Across the entries below, how many lines contain the string "this"? Give only the count.

:: DATASET RECORDS ::

<<<<

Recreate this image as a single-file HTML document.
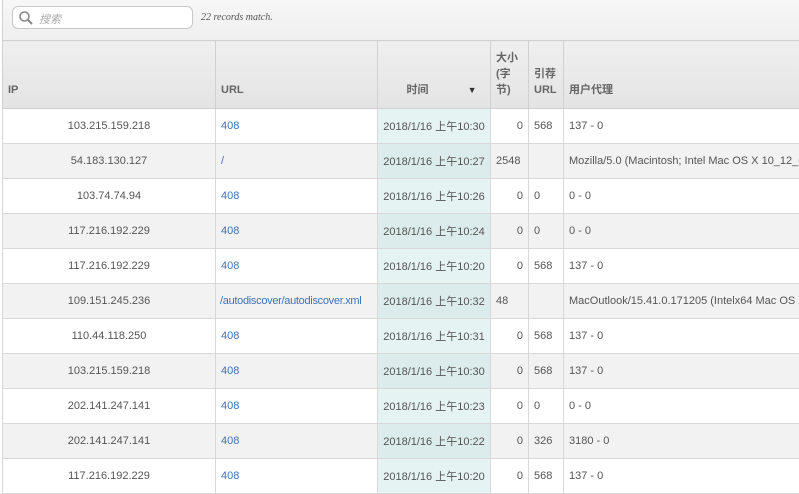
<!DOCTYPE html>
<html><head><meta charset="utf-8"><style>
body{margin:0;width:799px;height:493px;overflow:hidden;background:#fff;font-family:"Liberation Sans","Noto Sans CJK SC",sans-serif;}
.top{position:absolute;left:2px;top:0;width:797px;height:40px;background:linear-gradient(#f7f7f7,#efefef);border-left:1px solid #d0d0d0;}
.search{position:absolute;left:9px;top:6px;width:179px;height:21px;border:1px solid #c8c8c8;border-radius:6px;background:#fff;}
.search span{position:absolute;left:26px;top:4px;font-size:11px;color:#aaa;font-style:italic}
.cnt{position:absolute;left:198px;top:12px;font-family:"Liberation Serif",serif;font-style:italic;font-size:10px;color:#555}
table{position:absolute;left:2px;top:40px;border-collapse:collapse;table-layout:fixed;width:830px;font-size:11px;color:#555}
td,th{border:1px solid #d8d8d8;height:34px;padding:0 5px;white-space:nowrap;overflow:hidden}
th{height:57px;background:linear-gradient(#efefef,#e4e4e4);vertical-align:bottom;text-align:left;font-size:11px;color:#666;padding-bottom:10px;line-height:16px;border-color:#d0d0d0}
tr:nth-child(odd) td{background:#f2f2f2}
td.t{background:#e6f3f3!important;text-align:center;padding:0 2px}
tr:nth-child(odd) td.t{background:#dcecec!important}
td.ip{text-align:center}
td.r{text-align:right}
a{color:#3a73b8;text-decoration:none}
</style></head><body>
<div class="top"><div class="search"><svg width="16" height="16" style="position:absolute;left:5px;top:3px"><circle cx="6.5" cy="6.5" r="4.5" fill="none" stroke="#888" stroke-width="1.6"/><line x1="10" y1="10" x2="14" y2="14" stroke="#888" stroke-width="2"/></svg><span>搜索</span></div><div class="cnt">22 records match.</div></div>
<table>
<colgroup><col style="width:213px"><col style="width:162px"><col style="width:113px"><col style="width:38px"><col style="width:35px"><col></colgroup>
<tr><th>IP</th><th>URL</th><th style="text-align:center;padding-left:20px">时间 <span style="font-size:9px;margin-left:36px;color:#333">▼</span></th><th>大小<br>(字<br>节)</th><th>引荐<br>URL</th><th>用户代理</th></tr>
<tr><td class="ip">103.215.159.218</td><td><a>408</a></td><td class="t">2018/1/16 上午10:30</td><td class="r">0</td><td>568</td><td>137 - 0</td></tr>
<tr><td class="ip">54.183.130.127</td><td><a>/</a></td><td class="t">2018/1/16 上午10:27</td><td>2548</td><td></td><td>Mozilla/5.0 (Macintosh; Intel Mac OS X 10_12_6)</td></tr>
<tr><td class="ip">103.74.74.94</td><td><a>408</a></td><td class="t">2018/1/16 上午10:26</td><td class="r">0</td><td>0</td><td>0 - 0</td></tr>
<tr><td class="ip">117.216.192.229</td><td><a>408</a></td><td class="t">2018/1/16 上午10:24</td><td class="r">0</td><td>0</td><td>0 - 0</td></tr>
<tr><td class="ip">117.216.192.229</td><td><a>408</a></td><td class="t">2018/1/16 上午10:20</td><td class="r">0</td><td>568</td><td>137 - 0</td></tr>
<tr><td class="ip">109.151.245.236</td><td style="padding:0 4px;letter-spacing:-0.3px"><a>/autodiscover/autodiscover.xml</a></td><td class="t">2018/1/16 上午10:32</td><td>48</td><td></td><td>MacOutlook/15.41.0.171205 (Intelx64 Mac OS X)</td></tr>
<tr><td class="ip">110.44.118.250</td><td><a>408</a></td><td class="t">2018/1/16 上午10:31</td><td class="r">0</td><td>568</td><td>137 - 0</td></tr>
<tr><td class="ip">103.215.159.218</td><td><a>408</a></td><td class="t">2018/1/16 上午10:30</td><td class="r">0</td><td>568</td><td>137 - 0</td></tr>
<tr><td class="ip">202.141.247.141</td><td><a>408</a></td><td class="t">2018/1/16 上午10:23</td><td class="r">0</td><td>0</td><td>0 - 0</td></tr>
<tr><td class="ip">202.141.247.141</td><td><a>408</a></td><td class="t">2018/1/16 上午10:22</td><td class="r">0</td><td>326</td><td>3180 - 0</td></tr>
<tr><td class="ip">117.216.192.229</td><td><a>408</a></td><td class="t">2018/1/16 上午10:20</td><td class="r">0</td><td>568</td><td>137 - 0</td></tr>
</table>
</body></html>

>>>>
<<<<

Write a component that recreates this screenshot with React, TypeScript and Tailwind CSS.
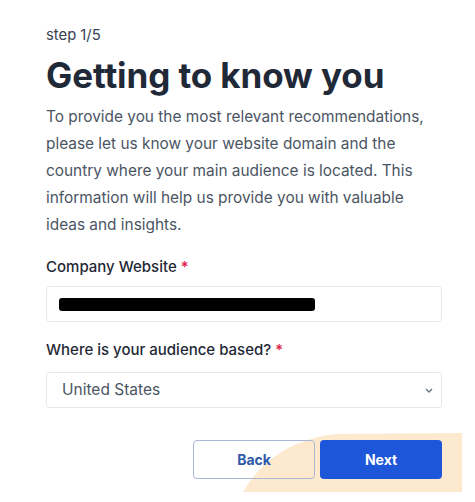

>>>>

:: FINAL RESULT ::
2